DIRECTIONS:
Exactly as written, retype the listing below, omitting the pictures.
+++ PROVIDED DATA +++
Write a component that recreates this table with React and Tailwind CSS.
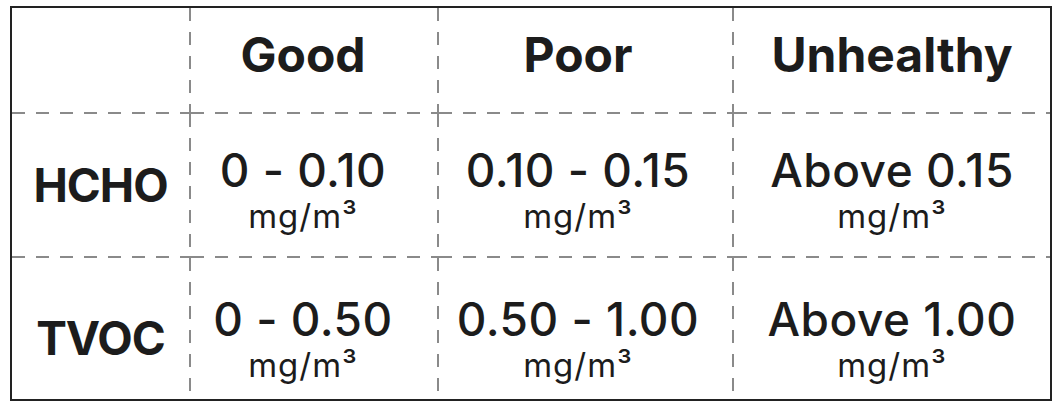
const rows = [
	{
		name: "HCHO",
		values: ["0 - 0.10", "0.10 - 0.15", "Above 0.15"],
	},
	{
		name: "TVOC",
		values: ["0 - 0.50", "0.50 - 1.00", "Above 1.00"],
	},
];

const headers = ["Good", "Poor", "Unhealthy"];

const VSep = () => (
	<div className="bg-[repeating-linear-gradient(to_bottom,#8a8a8a_0px,#8a8a8a_13px,transparent_13px,transparent_24px)]" />
);
const HSep = () => (
	<div className="bg-[repeating-linear-gradient(to_right,#8a8a8a_0px,#8a8a8a_13px,transparent_13px,transparent_24px)]" />
);
const Cross = () => <div className="bg-[#8a8a8a]" />;

const shift = ["pr-[22px]", "pr-[15px]", ""];

const Value = ({ text, pad }) => (
	<div className={`flex flex-col items-center justify-center ${pad}`}>
		<span className="text-[46px] font-medium leading-[46px] tracking-[0.5px]">{text}</span>
		<span className="mt-[4px] text-[33px] leading-[38px] tracking-[1px]">mg/m³</span>
	</div>
);

export default function App() {
	return (
		<div className="w-[1064px] h-[410px] bg-white pt-[6px] pl-[10px] text-[#1c1c1c] font-['Inter',sans-serif]">
			<div className="w-[1042px] h-[395px] border-2 border-[#222] grid grid-cols-[177px_2px_246px_2px_293px_2px_316px] grid-rows-[104px_2px_142px_2px_141px]">
				{/* header row */}
				<div />
				{headers.map((h, i) => (
					<div key={h} className="contents">
						<VSep />
						<div className={`flex items-center justify-center pb-[10px] text-[48px] font-bold ${shift[i]}`}>
							{h}
						</div>
					</div>
				))}

				{rows.map((row, r) => (
					<div key={row.name} className="contents">
						{/* divider row */}
						<HSep />
						<Cross />
						<HSep />
						<Cross />
						<HSep />
						<Cross />
						<HSep />

						<div className={`flex items-center justify-center text-[46px] font-bold tracking-[-1px] ${r === 1 ? "pt-[20px]" : ""}`}>
							{row.name}
						</div>
						{row.values.map((v, i) => (
							<div key={v} className="contents">
								<VSep />
								<Value text={v} pad={`${shift[i]} ${r === 1 ? "pt-[22px]" : "pt-[12px]"}`} />
							</div>
						))}
					</div>
				))}
			</div>
		</div>
	);
}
+++
FINISHED EXERCISE:
Write a component that recreates this table with React and Tailwind CSS.
const rows = [
	{
		name: "HCHO",
		values: ["0 - 0.10", "0.10 - 0.15", "Above 0.15"],
	},
	{
		name: "TVOC",
		values: ["0 - 0.50", "0.50 - 1.00", "Above 1.00"],
	},
];

const headers = ["Good", "Poor", "Unhealthy"];

const VSep = () => (
	<div className="bg-[repeating-linear-gradient(to_bottom,#8a8a8a_0px,#8a8a8a_13px,transparent_13px,transparent_24px)]" />
);
const HSep = () => (
	<div className="bg-[repeating-linear-gradient(to_right,#8a8a8a_0px,#8a8a8a_13px,transparent_13px,transparent_24px)]" />
);
const Cross = () => <div className="bg-[#8a8a8a]" />;

const shift = ["pr-[22px]", "pr-[15px]", ""];

const Value = ({ text, pad }) => (
	<div className={`flex flex-col items-center justify-center ${pad}`}>
		<span className="text-[46px] font-medium leading-[46px] tracking-[0.5px]">{text}</span>
		<span className="mt-[4px] text-[33px] leading-[38px] tracking-[1px]">mg/m³</span>
	</div>
);

export default function App() {
	return (
		<div className="w-[1064px] h-[410px] bg-white pt-[6px] pl-[10px] text-[#1c1c1c] font-['Inter',sans-serif]">
			<div className="w-[1042px] h-[395px] border-2 border-[#222] grid grid-cols-[177px_2px_246px_2px_293px_2px_316px] grid-rows-[104px_2px_142px_2px_141px]">
				{/* header row */}
				<div />
				{headers.map((h, i) => (
					<div key={h} className="contents">
						<VSep />
						<div className={`flex items-center justify-center pb-[10px] text-[48px] font-bold ${shift[i]}`}>
							{h}
						</div>
					</div>
				))}

				{rows.map((row, r) => (
					<div key={row.name} className="contents">
						{/* divider row */}
						<HSep />
						<Cross />
						<HSep />
						<Cross />
						<HSep />
						<Cross />
						<HSep />

						<div className={`flex items-center justify-center text-[46px] font-bold tracking-[-1px] ${r === 1 ? "pt-[20px]" : ""}`}>
							{row.name}
						</div>
						{row.values.map((v, i) => (
							<div key={v} className="contents">
								<VSep />
								<Value text={v} pad={`${shift[i]} ${r === 1 ? "pt-[22px]" : "pt-[12px]"}`} />
							</div>
						))}
					</div>
				))}
			</div>
		</div>
	);
}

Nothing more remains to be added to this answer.